=== Task brief ===
Locate all lines with the word "styles" and copy them out.

=== Data shown ===
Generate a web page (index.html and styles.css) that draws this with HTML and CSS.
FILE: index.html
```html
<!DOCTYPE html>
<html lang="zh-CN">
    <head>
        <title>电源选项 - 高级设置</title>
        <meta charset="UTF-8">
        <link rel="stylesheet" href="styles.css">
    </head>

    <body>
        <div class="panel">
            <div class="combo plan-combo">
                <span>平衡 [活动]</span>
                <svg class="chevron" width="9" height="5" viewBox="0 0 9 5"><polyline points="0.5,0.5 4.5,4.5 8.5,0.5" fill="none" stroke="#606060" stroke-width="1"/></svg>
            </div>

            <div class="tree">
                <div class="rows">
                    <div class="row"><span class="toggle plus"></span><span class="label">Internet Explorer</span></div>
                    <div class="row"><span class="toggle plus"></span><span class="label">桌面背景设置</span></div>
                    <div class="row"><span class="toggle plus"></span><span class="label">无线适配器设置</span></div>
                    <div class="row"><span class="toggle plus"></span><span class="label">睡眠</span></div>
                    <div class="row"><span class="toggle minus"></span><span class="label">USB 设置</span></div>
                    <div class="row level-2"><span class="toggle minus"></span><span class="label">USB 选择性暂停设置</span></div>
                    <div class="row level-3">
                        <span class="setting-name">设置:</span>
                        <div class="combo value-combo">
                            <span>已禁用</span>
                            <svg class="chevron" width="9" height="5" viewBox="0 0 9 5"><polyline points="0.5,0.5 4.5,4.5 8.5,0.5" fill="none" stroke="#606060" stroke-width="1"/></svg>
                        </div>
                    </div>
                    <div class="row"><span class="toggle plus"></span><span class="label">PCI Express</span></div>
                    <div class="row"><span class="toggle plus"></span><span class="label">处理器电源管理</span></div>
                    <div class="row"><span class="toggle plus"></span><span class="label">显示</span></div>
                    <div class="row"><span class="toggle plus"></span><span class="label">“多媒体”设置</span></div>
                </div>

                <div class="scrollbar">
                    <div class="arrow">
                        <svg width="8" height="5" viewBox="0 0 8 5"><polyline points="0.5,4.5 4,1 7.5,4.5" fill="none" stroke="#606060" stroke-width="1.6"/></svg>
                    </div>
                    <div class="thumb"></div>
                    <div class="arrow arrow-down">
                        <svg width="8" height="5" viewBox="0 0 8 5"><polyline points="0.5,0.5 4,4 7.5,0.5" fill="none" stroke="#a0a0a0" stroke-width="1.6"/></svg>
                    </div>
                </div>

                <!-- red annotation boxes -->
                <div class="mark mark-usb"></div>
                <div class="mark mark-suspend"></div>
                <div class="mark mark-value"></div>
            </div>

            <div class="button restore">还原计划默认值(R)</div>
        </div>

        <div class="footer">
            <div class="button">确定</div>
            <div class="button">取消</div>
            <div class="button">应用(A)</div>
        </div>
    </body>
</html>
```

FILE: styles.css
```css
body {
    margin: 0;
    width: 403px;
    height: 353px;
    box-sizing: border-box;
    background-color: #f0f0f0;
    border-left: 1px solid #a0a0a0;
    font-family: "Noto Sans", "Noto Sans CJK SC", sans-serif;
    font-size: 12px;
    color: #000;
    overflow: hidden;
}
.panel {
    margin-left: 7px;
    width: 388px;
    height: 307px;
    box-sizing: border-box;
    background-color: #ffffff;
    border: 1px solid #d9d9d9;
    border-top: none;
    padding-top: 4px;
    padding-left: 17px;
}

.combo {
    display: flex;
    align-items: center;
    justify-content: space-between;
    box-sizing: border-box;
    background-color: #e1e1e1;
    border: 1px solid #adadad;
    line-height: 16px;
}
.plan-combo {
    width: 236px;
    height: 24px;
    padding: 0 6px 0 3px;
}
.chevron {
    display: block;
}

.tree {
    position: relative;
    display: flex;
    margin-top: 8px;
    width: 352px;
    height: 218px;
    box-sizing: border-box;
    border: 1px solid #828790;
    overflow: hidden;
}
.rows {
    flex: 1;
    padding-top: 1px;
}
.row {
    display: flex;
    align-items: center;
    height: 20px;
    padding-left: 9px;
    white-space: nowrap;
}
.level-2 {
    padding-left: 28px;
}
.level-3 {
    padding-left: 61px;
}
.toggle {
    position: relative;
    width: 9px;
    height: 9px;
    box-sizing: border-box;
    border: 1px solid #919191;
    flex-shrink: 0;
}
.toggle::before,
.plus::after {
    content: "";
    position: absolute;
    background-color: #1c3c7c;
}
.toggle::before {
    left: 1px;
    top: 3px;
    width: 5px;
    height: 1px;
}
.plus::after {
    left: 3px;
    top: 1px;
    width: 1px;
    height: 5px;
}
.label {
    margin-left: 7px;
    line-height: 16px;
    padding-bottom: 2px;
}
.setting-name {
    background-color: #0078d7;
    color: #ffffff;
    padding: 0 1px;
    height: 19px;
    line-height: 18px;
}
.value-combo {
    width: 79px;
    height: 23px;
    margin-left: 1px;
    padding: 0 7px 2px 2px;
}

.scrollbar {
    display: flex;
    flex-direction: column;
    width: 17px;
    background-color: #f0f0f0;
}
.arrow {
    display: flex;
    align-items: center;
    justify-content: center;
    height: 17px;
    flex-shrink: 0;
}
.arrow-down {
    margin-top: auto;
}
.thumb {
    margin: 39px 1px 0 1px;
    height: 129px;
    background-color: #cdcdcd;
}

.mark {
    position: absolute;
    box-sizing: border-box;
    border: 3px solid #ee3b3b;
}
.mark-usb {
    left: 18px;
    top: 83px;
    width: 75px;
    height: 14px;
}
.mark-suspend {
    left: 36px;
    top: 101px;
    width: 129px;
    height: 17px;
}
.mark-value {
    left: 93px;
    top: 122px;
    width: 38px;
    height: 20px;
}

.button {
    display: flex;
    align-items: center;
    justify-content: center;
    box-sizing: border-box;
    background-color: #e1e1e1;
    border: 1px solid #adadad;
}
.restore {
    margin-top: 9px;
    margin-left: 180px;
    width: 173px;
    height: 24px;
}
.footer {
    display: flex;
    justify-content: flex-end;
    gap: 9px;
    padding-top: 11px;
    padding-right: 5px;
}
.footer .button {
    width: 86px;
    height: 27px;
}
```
---
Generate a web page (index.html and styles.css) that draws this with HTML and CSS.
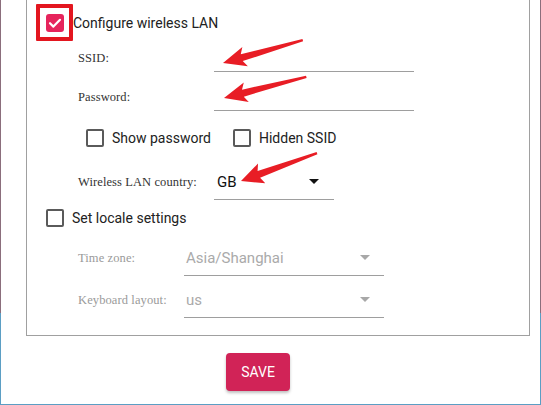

=== Solution for this problem ===
Generate a web page (index.html and styles.css) that draws this with HTML and CSS.
        <link rel="stylesheet" href="styles.css">
FILE: styles.css
Generate a web page (index.html and styles.css) that draws this with HTML and CSS.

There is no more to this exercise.